China has lodged "stern representations" with the United States after President Barack Obama signed into law a U.S. defense policy bill that suggests a plan to conduct high-level military exchanges with Taiwan.
Part of the $618.7 billion National Defense Authorization Act "expresses the sense of Congress that (the U.S. Department of Defense) should conduct a program of senior military exchanges between the United States and Taiwan".
In a statement late Sunday, the Chinese Foreign Ministry also said it had lodged a protest with the United States over the Taiwan content of the act and expressed its strong opposition.
The statement says Taiwan is Chinese territory. It also noted that the part of the defense policy bill referring to Taiwan is not legally binding, but says it interferes with internal affairs, which China finds unacceptable.
"We urge the U.S. side to abide by its promises made to China on the Taiwan issue, stop U.S.-Taiwan military contacts and arms sales to Taiwan, to avoid damaging Sino-U.S. ties and peace and stability in the Taiwan Strait."

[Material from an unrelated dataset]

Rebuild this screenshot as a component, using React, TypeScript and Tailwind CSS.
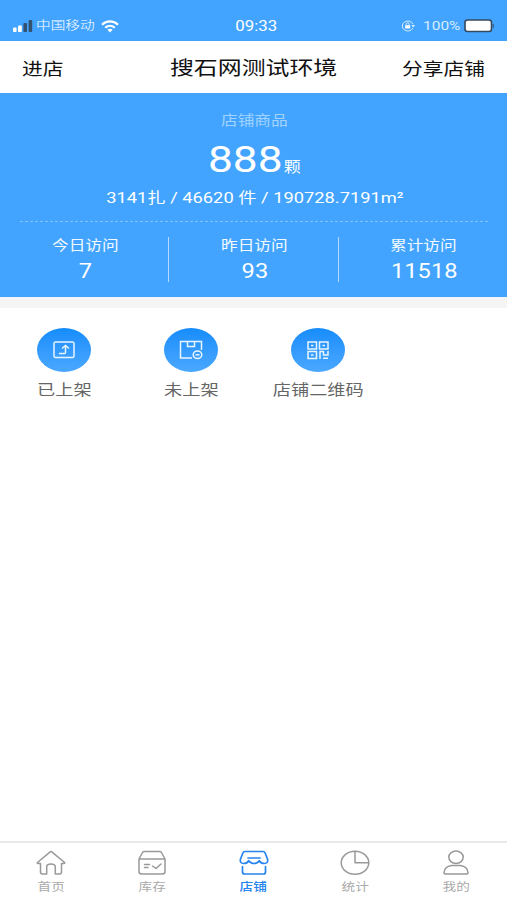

U.S.-China tensions ratcheted up earlier this month when President-elect Donald Trump spoke by phone to Taiwan leader Tsai Ing-wen, breaking decades of U.S. protocol.

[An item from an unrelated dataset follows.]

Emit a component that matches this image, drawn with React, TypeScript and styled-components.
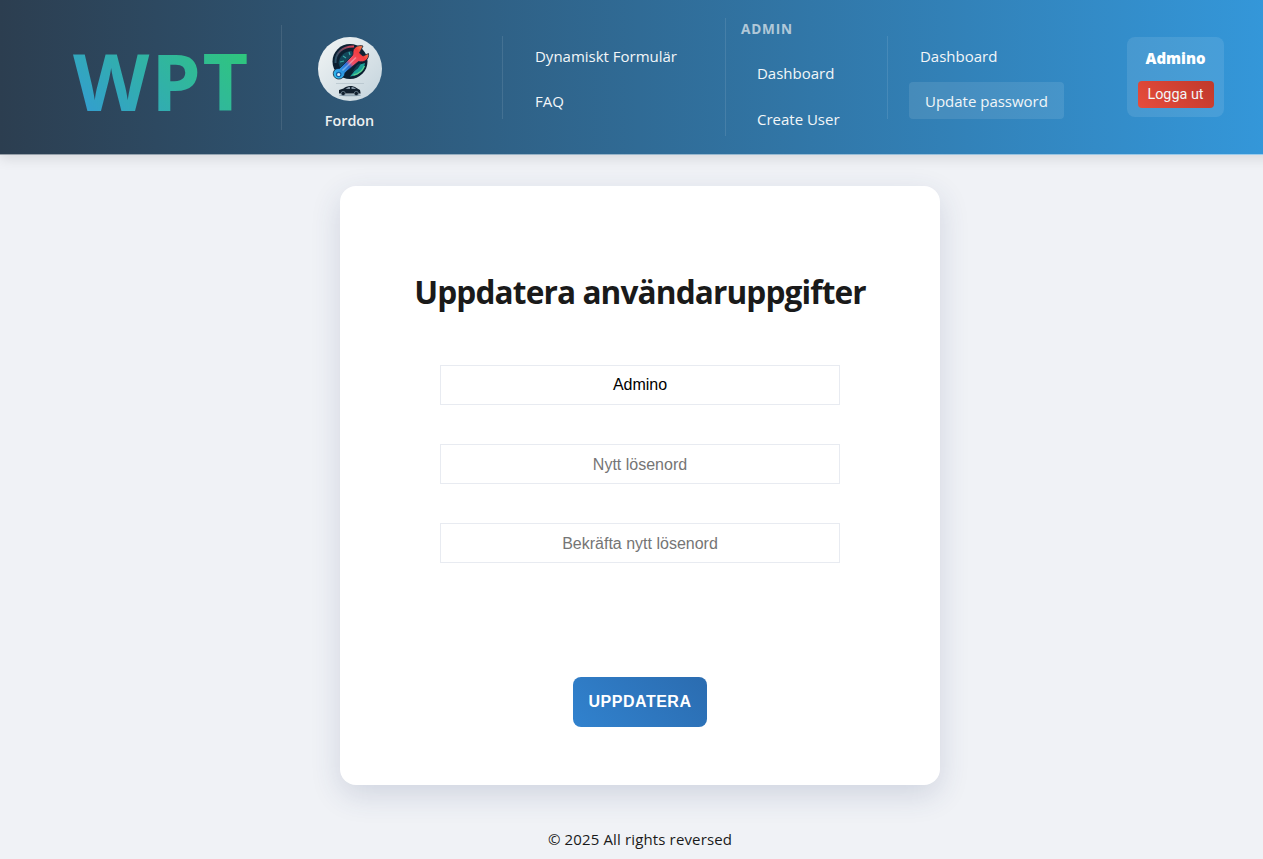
import React from 'react';
import styled, { createGlobalStyle } from 'styled-components';

const GlobalStyle = createGlobalStyle`
  * { box-sizing: border-box; }
  html { overflow: hidden; }
  body {
    margin: 0;
    background: #f0f2f6;
    color: #1a1a1a;
    font-family: 'Segoe UI', 'Open Sans', 'Noto Sans', sans-serif;
  }
`;

const Page = styled.div`
  width: 1280px;
  height: 859px;
  display: flex;
  flex-direction: column;
  align-items: center;
  overflow: hidden;
`;

const Header = styled.header`
  width: 100%;
  height: 155px;
  flex: none;
  display: flex;
  align-items: center;
  background: linear-gradient(90deg, #2c3e50, #3498db);
  border-bottom: 1px solid rgba(255, 255, 255, 0.5);
  box-shadow: 0 4px 12px rgba(0, 0, 0, 0.1);
`;

const Brand = styled.div`
  width: 281px;
  padding: 7px 0 0 73px;
`;

const Logo = styled.span`
  display: inline-block;
  background: linear-gradient(45deg, #3498db, #2ecc71);
  background-clip: text;
  -webkit-background-clip: text;
  color: transparent;
  font-size: 79px;
  font-weight: 700;
  line-height: 107px;
  letter-spacing: 1.8px;
`;

const Section = styled.nav<{ $width: number; $height: number }>`
  width: ${(p) => p.$width}px;
  height: ${(p) => p.$height}px;
  padding-left: 16px;
  border-left: 1px solid rgba(255, 255, 255, 0.1);
  display: flex;
  flex-direction: column;
  align-items: flex-start;
`;

const VehicleLink = styled.a`
  display: flex;
  flex-direction: column;
  align-items: center;
  width: 64px;
  margin: 12px 0 0 19.5px;
  color: #ecf0f1;
  font-size: 14.4px;
  font-weight: 600;
  line-height: 22px;
`;

const VehicleArt = styled.svg`
  width: 64px;
  height: 64px;
  margin-bottom: 9px;
  border-radius: 50%;
`;

const NavLink = styled.a<{ $active?: boolean }>`
  height: 37px;
  flex: none;
  padding: 0 16px;
  border-radius: 4px;
  margin-bottom: 8px;
  color: #f2f6f8;
  font-size: 15px;
  line-height: 39px;
  letter-spacing: -0.01px;
  white-space: nowrap;
  background: ${(p) => (p.$active ? 'rgba(255, 255, 255, 0.1)' : 'transparent')};
  transform: ${(p) => (p.$active ? 'translateX(5px)' : 'none')};
`;

const LinkList = styled.div`
  flex: none;
  padding-top: 1px;
  display: flex;
  flex-direction: column;
  align-items: flex-start;
`;

const SectionTitle = styled.span`
  height: 35px;
  flex: none;
  margin-left: -1px;
  color: rgba(236, 240, 241, 0.7);
  font-size: 13.6px;
  font-weight: 700;
  line-height: 22px;
  letter-spacing: 0.8px;
`;

const AdminList = styled(LinkList)`
  margin-left: -1px;
  gap: 1px;
`;

const UserPanel = styled.div`
  width: 97px;
  height: 80px;
  margin-left: 77px;
  padding-top: 10px;
  border-radius: 8px;
  background: rgba(255, 255, 255, 0.1);
  display: flex;
  flex-direction: column;
  align-items: center;
`;

const UserName = styled.strong`
  height: 34px;
  color: #fff;
  font-size: 15px;
  font-weight: 800;
  line-height: 23px;
`;

const LogoutButton = styled.button`
  width: 76px;
  height: 27px;
  padding: 0;
  border: 0;
  border-radius: 4px;
  background: linear-gradient(45deg, #e74c3c, #c0392b);
  color: #f2f6f8;
  font: 400 14.4px/27px Roboto, 'Liberation Sans', sans-serif;
`;

const Card = styled.main`
  width: 600px;
  height: 599px;
  flex: none;
  margin-top: 31px;
  padding-top: 79px;
  border-radius: 16px;
  background: #fff;
  box-shadow: 0 10px 30px rgba(45, 65, 110, 0.16);
  display: flex;
  flex-direction: column;
  align-items: center;
`;

const Title = styled.h1`
  margin: 0 0 46px;
  font-size: 31.6px;
  font-weight: 700;
  line-height: 54px;
  white-space: nowrap;
  letter-spacing: -0.88px;
`;

const Form = styled.form`
  width: 400px;
  display: flex;
  flex-direction: column;
  align-items: center;
  gap: 39px;
`;

const Field = styled.input`
  width: 400px;
  height: 40px;
  padding: 0;
  border: 1px solid #e8ebf1;
  background: #fff;
  color: #000;
  font: 16px 'Liberation Sans', Arial, sans-serif;
  text-align: center;
  &::placeholder { color: #757575; }
  &:not(:first-of-type) { padding-top: 1px; }
`;

const SubmitButton = styled.button`
  width: 134px;
  height: 50px;
  margin-top: 75px;
  padding: 0;
  border: 0;
  border-radius: 8px;
  background: linear-gradient(45deg, #3182ce, #2b6cb0);
  color: #fff;
  font: 700 16px 'Liberation Sans', Arial, sans-serif;
  letter-spacing: 0.5px;
`;

const Footer = styled.footer`
  margin-top: 42px;
  font-size: 15px;
  line-height: 24px;
  letter-spacing: 0.14px;
`;

const VehicleIcon = () => (
  <VehicleArt viewBox="0 0 64 64" aria-hidden="true">
    <defs>
      <linearGradient id="disc" x1="0" y1="0" x2="1" y2="1">
        <stop offset="0" stopColor="#f2f5f5" />
        <stop offset="1" stopColor="#c3d3dc" />
      </linearGradient>
      <linearGradient id="wrench" gradientUnits="userSpaceOnUse" x1="49" y1="11" x2="17" y2="42">
        <stop offset="0" stopColor="#ff9a4a" />
        <stop offset="0.2" stopColor="#f23c3e" />
        <stop offset="0.48" stopColor="#f0506a" />
        <stop offset="0.58" stopColor="#2b6ed6" />
        <stop offset="1" stopColor="#2fc4ee" />
      </linearGradient>
      <linearGradient id="rim" x1="0" y1="0" x2="1" y2="0">
        <stop offset="0" stopColor="#2b5268" />
        <stop offset="1" stopColor="#ef3f55" />
      </linearGradient>
    </defs>
    <rect width="64" height="64" fill="url(#disc)" />
    <circle cx="32" cy="24.5" r="17.5" fill="#0c2032" />
    <path d="M17.5 26C17 16 25 9 36 9.5" fill="none" stroke="url(#rim)" strokeWidth="2" />
    <path d="M20.5 26c1-7 6-12 13-12l3 3-14 15z" fill="#12475a" />
    <path d="M25 19l3 2M22 25l4-1M31 15l1 3" stroke="#3aa9a8" strokeWidth="1.2" />
    <path d="M47 26c-1 8-7 13-15 13.5 4-4 6-9 10-12z" fill="#1b9f97" />
    <path d="M43 26c-2 5-4 7-9 9l5-7z" fill="#123a50" />
    <path d="M46.5 29c-2 5-6 8-11 9" fill="none" stroke="#5bd08f" strokeWidth="1.3" />
    <path
      d="M45 9c-5-1.500-10.500 1.500-10 7 0 1.500-.5 2.500-1.500 3.500L21.500 31.500c-4-.500-7 2.500-6 6.500 1.200 5 8.500 5.500 10.800.5.700-2 .4-2.500 1.500-3.500L40.500 24.500c5.500 1.500 11-2 10-8l-5.500 2.500-3.500-3z"
      fill="url(#wrench)" stroke="#102238" strokeWidth="0.8" strokeLinejoin="round"
    />
    <path d="M24.5 33.5L38 20.5" stroke="#ffffff" strokeOpacity="0.35" strokeWidth="1.5" />
    <circle cx="20.7" cy="37.5" r="2.2" fill="#d9f0f8" stroke="#145da5" strokeWidth="1.2" />
    <path d="M18 46.5h28" stroke="#b2c0c9" strokeWidth="0.7" />
    <ellipse cx="32" cy="58.3" rx="11" ry="1" fill="#8ea2b0" />
    <path d="M21 56.500v-3.500l4.500-1.500c3-3 9-3.500 13-.5l3.500 2 .7 3.500z" fill="#111f2d" />
    <path d="M27.500 52l3-2h1.500v2zM33.500 50c2 0 3 .5 4.500 2h-4.500z" fill="#8495a4" />
    <circle cx="25.2" cy="56.5" r="2.1" fill="#111f2d" stroke="#8195a4" strokeWidth="0.7" />
    <circle cx="38.3" cy="56.5" r="2.1" fill="#111f2d" stroke="#8195a4" strokeWidth="0.7" />
  </VehicleArt>
);

export default function App() {
  return (
    <>
      <GlobalStyle />
      <Page>
        <Header>
          <Brand><Logo>WPT</Logo></Brand>
          <Section $width={221} $height={105}>
            <VehicleLink><VehicleIcon />Fordon</VehicleLink>
          </Section>
          <Section $width={223} $height={83}>
            <LinkList>
              <NavLink>Dynamiskt Formulär</NavLink>
              <NavLink>FAQ</NavLink>
            </LinkList>
          </Section>
          <Section $width={162} $height={118}>
            <SectionTitle>ADMIN</SectionTitle>
            <AdminList>
              <NavLink>Dashboard</NavLink>
              <NavLink>Create User</NavLink>
            </AdminList>
          </Section>
          <Section $width={163} $height={83}>
            <LinkList>
              <NavLink>Dashboard</NavLink>
              <NavLink $active>Update password</NavLink>
            </LinkList>
          </Section>
          <UserPanel>
            <UserName>Admino</UserName>
            <LogoutButton>Logga ut</LogoutButton>
          </UserPanel>
        </Header>
        <Card>
          <Title>Uppdatera användaruppgifter</Title>
          <Form>
            <Field defaultValue="Admino" />
            <Field type="password" placeholder="Nytt lösenord" />
            <Field type="password" placeholder="Bekräfta nytt lösenord" />
            <SubmitButton type="button">UPPDATERA</SubmitButton>
          </Form>
        </Card>
        <Footer>© 2025 All rights reversed</Footer>
      </Page>
    </>
  );
}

China claims Taiwan as part of its “One China” policy, and the U.S. has recognized that claim since 1979 without having formal diplomatic relations with the island since then.
By signing into law the National Defense Authorization Act for Fiscal Year 2017, outgoing United States President Barack Obama has added further complexity and potentially explosive uncertainty to China-U.S. relations, China’s state-owned China Daily said on Monday.